The six print blocks used in making the map were carved in a workshop in Venice between 1559 and 1560, though no known prints survive from that period. The blocks were rediscovered at the Archives of the Council of Ten much later, in 1795, and 24 prints made, including the one seen here. The pear-wood blocks are currently housed in the Saint Mark Library in Venice, though in such decayed condition as to render them unusable. Restoration efforts are, at present, still incomplete.
The international literature offers a variety of hypotheses and opinions as to the maker of the map. A claim that stems from information written on the map itself is that it was produced in Tunis by Hajji Ahmad, who studied in Fez, then turned up as a prisoner in Europe, where he served as a Turkish translator to the Venetians. Other analyses hold that the true maker of the map was Michele Membré, another Venetian translator who died in 1594. Membré is said to have created the map’s print blocks with the collaboration of his assistant, Nicolò Cambi, and a Venetian printer and publisher by the name of Marcantonio Giustiniani. According to this latter supposition, Membré used the name Hajji Ahmad as a pseudonym, adding the various labels and explanatory text in Turkish himself, as evidenced by the orthographic errors the texts contain.

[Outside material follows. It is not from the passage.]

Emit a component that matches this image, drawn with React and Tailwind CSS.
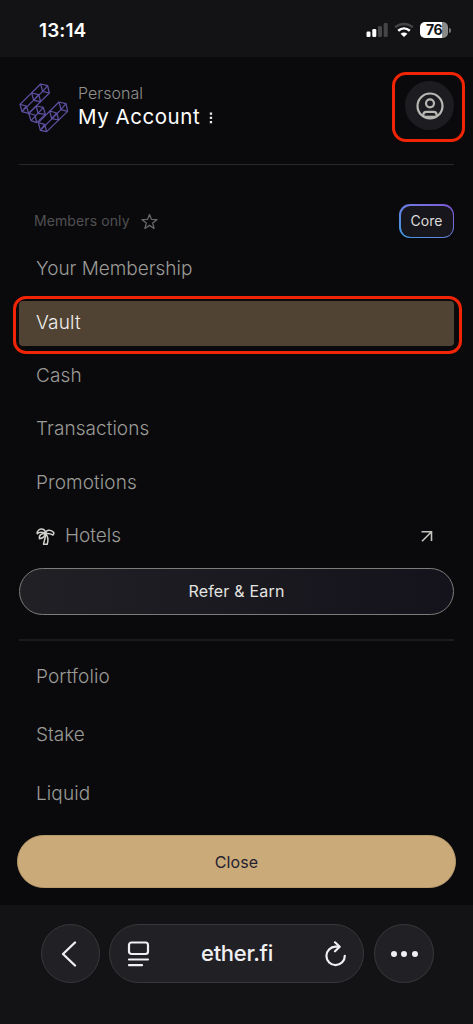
const menuItems = [
  { label: 'Your Membership', tracking: 'tracking-[-0.02px]' },
  { label: 'Vault', tracking: 'tracking-[0.2px]', active: true },
  { label: 'Cash', tracking: 'tracking-[0.1px]' },
  { label: 'Transactions', tracking: 'tracking-[0.05px]' },
  { label: 'Promotions', tracking: 'tracking-[0.1px]' }
]

const lowerItems = [
  { label: 'Portfolio', tracking: 'tracking-[0.1px]' },
  { label: 'Stake', tracking: 'tracking-[0px]' },
  { label: 'Liquid', tracking: 'tracking-[0.1px]' }
]

function Logo() {
  return (
    <svg className="h-[50px] w-[50px] shrink-0" viewBox="27 39 150 150" fill="none" stroke="#5d50a0" strokeWidth="3.8" strokeLinejoin="round">
      {/* upper bar */}
      <path d="M92 42L113 47L118 69L56 130L36 125L30 103Z" />
      <path d="M92 42L98 64L118 69M98 64L113 47M98 64L36 125M30 103L49 108L56 130M49 108L36 125" />
      <path d="M65 69L86 74L92 95L71 91ZM71 91L86 74" />
      {/* connector */}
      <path d="M56 130L79 108L100 112L106 133L80 158L63 152Z" />
      <path d="M79 108L84 130L106 133M84 130L100 112M84 130L63 152M56 130L75 135L80 158" />
      {/* lower bar */}
      <path d="M147 96L168 101L173 124L110 185L91 181L85 158Z" />
      <path d="M147 96L153 119L173 124M153 119L168 101M153 119L91 181M85 158L104 163L110 185M91 181L104 163" />
      <path d="M119 123L140 129L146 150L125 146ZM125 146L140 129" />
    </svg>
  )
}

function StatusBar() {
  return (
    <div className="flex h-[57px] items-start justify-between bg-[#131315] pl-[39px] pr-[22px] pt-[19px]">
      <span className="text-[19px] font-semibold leading-6 tracking-[0.1px] text-white">13:14</span>
      <div className="flex items-center pt-[3px]">
        <svg className="mr-[6px] h-4 w-[22px]" viewBox="0 0 22 16">
          <rect x="0.5" y="9.5" width="4" height="5.5" rx="1.2" fill="#fff" />
          <rect x="6.3" y="7" width="4" height="8" rx="1.2" fill="#fff" />
          <rect x="12" y="4" width="4" height="11" rx="1.2" fill="#454547" />
          <rect x="17.7" y="1" width="4" height="14" rx="1.2" fill="#454547" />
        </svg>
        <svg className="mr-[6px] h-4 w-5" viewBox="0 0 20 16" fill="none" strokeWidth="2.5">
          <path d="M1.2 5.4C6.2 0.7 13.8 0.7 18.8 5.4" stroke="#454547" />
          <path d="M4.2 8.8C7.7 5.8 12.3 5.8 15.8 8.8" stroke="#fff" />
          <path d="M10 15L6.6 11.8C8.6 10.1 11.4 10.1 13.4 11.8Z" fill="#fff" />
        </svg>
        <div className="flex h-4 w-[28px] items-center justify-center rounded-[5px] bg-linear-to-r from-white from-78% to-[#8a8a88] to-78% text-[14px] font-bold leading-4 tracking-[-0.4px] text-[#131315]">
          76
        </div>
        <div className="ml-px h-[5px] w-[2px] rounded-r-full bg-[#777775]" />
      </div>
    </div>
  )
}

function Header() {
  return (
    <header className="mx-[19px] flex h-[108px] justify-between border-b border-[#29292a]">
      <div className="flex pt-[26px]">
        <Logo />
        <div className="ml-[9px]">
          <p className="text-[16px] font-[350] leading-5 tracking-[0.05px] text-[#91918e]">Personal</p>
          <div className="mt-[2px] flex items-center">
            <p className="text-[20.5px] leading-6 tracking-[0.55px] text-white">My Account</p>
            <svg className="ml-[9px] mt-[1px] h-3 w-1" viewBox="0 0 4 12" fill="#e5e5e5">
              <rect x="0.8" y="0.5" width="2.3" height="2.3" />
              <rect x="0.8" y="4.7" width="2.3" height="2.3" />
              <rect x="0.8" y="9" width="2.3" height="2.3" />
            </svg>
          </div>
        </div>
      </div>
      <button className="relative mt-6 flex h-[49px] w-[49px] items-center justify-center rounded-full bg-[#1d1c21]">
        <svg className="h-7 w-7" viewBox="0 0 28 28" fill="none" stroke="#b8b8b3" strokeWidth="2.2">
          <circle cx="14" cy="14" r="12.5" />
          <circle cx="14" cy="11.3" r="4" />
          <path d="M7.3 24.5V23Q7.3 19.8 10.5 19.8H17.5Q20.7 19.8 20.7 23V24.5" />
          <path d="M8 24.8H20" />
        </svg>
        <span className="absolute -left-[13px] -top-[9px] h-[70px] w-[73px] rounded-[14px] border-[3px] border-[#f22406]" />
      </button>
    </header>
  )
}

function MembersMenu() {
  return (
    <section className="pl-[19px] pr-[19px]">
      <div className="mb-[5px] mt-[39px] flex h-[34px] items-center justify-between pl-[15px]">
        <div className="flex items-center gap-[11px]">
          <span className="text-[14px] leading-5 tracking-[0.1px] text-[#505052]">Members only</span>
          <svg className="h-[17px] w-[17px]" viewBox="0 0 24 24" fill="none" stroke="#69696a" strokeWidth="1.8" strokeLinejoin="round">
            <path d="M12 2L14.8 9L22.5 9.4L16.5 14.2L18.5 21.8L12 17.5L5.5 21.8L7.5 14.2L1.5 9.4L9.2 9Z" />
          </svg>
        </div>
        <div className="h-[34px] w-[55px] rounded-[11px] bg-linear-to-tr from-[#329ee3] to-[#8056d8] p-[1.5px]">
          <div className="flex h-full items-center justify-center rounded-[9.5px] bg-[#17161c] text-[14px] leading-5 tracking-[0.1px] text-[#dcdcda]">
            Core
          </div>
        </div>
      </div>

      <nav>
        {menuItems.map(item => (
          <div key={item.label} className="flex h-[53.35px] items-center">
            <a
              className={`relative flex h-[45px] w-full items-center rounded-[4px] pl-[17px] text-[19px] font-[350] ${item.tracking} ${
                item.active ? 'bg-[#504333] text-[#f0efed]' : 'text-[#9b9b97]'
              }`}
            >
              {item.label}
              {item.active && (
                <span className="absolute -left-[6px] -right-[8px] -top-[5px] h-[58px] rounded-[13px] border-[3px] border-[#f22406]" />
              )}
            </a>
          </div>
        ))}
        <a className="flex h-[53px] items-center pl-[17px] pr-[21px] text-[19px] font-[350] text-[#9b9b97]">
          <svg className="mr-[10px] h-[19px] w-[19px]" viewBox="0 0 19 19" fill="none" stroke="#d0d0cd" strokeWidth="1.5" strokeLinejoin="round">
            <path d="M9.5 6.5C7.5 5 3.5 4.3 1.3 6.8C0.7 3.7 3.8 1.2 7 2.2C8.7 2.8 9.5 4.4 9.5 6.5Z" />
            <path d="M9.5 6.5C9.8 3 14.5 1.6 17.8 5.6C18 7 17.5 7.5 17 8C15 6.7 12.5 6.3 9.5 6.5Z" />
            <path d="M9.5 6.5C6.4 6.1 2.7 7.7 3.4 11.7C5.8 11.4 8.8 9.7 9.5 6.5Z" />
            <path d="M9.5 6.5C10 10 8.2 13.5 7.5 17.2H11.2C12.5 13 12 9 9.5 6.5Z" />
          </svg>
          Hotels
          <svg className="ml-auto h-3 w-3" viewBox="0 0 12 12" fill="none" stroke="#c4c4c0" strokeWidth="1.6">
            <path d="M0.5 1.7H10.5V11M10.5 1.7L1 11.3" />
          </svg>
        </a>
      </nav>

      <button className="mt-[5px] flex h-[47px] w-full items-center justify-center rounded-full border border-[#7c7c7b] bg-linear-to-r from-[#212025] to-[#14131b] text-[16px] font-normal tracking-[0.2px] text-[#e4e4e0]">
        Refer &amp; Earn
      </button>
    </section>
  )
}

function BrowserBar() {
  return (
    <footer className="flex h-[119px] items-start bg-[#131315] pl-[41px] pt-[19px] text-[#f0f0f2]">
      <button className="flex h-[59px] w-[59px] items-center justify-center rounded-full border border-[#38383b] bg-[#212125]">
        <svg className="mr-[3px] h-[26px] w-4" viewBox="0 0 16 26" fill="none" stroke="currentColor" strokeWidth="2.3" strokeLinecap="round" strokeLinejoin="round">
          <path d="M14 1.5L2 13L14 24.5" />
        </svg>
      </button>
      <div className="ml-[9px] flex h-[59px] w-[255px] items-center rounded-full border border-[#38383b] bg-[#212125] pl-[17px] pr-4">
        <svg className="h-[26px] w-[23px]" viewBox="0 0 23 26" fill="none" stroke="currentColor" strokeWidth="2.2" strokeLinecap="round">
          <rect x="2" y="1.5" width="19" height="11.5" rx="2.5" />
          <path d="M2 18.5H21M2 24.2H15" />
        </svg>
        <span className="flex-1 text-center text-[22px] font-medium tracking-[-0.3px]">ether.fi</span>
        <svg className="h-[26px] w-[23px]" viewBox="0 0 23 26" fill="none" stroke="currentColor" strokeWidth="2.2" strokeLinecap="round" strokeLinejoin="round">
          <path d="M15 5.7H11.5A9.2 9.2 0 1 0 20.8 14.8" />
          <path d="M11 1.3L15.7 5.7L11 10.3" />
        </svg>
      </div>
      <button className="ml-[10px] flex h-[59px] w-[60px] items-center justify-center gap-[4.5px] rounded-full border border-[#38383b] bg-[#212125]">
        <span className="h-[6px] w-[6px] rounded-full bg-current" />
        <span className="h-[6px] w-[6px] rounded-full bg-current" />
        <span className="h-[6px] w-[6px] rounded-full bg-current" />
      </button>
    </footer>
  )
}

export default function App() {
  return (
    <div className="flex h-[1024px] w-[473px] flex-col overflow-hidden bg-[#0a0a0c] font-[Inter,sans-serif]">
      <StatusBar />
      <Header />
      <MembersMenu />
      <nav className="mx-[19px] mt-[24px] border-t-2 border-[#1b1b1d] pt-[7px]">
        {lowerItems.map(item => (
          <a key={item.label} className={`flex h-[58.5px] items-center pl-[17px] text-[19px] font-[350] text-[#9b9b97] ${item.tracking}`}>
            {item.label}
          </a>
        ))}
      </nav>
      <div className="mt-auto px-[17px] pb-[17px]">
        <button className="flex h-[53px] w-full items-center justify-center rounded-full border border-[#b99a6c] bg-[#cbaa79] text-[16px] font-normal tracking-[0.1px] text-[#252131]">
          Close
        </button>
      </div>
      <BrowserBar />
    </div>
  )
}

Whether Hajji was the maker or merely the translator, the map is one of the most important cartographic achievements of the modern age, encompassing the most advanced geographic and astronomical knowledge of its time and offering a much more complete view of 16th-century geography than other, more poorly preserved contemporary maps. The Hajji map incorporates not only previous global cartographic achievements, but also a measure of new information. For one thing, it depicts the world as spherical, or – according to the convention of the time – heart-shaped. It additionally shows the contours of the North and South American coasts with modern technical precision and indicates the Bering Strait as a swath of dry land.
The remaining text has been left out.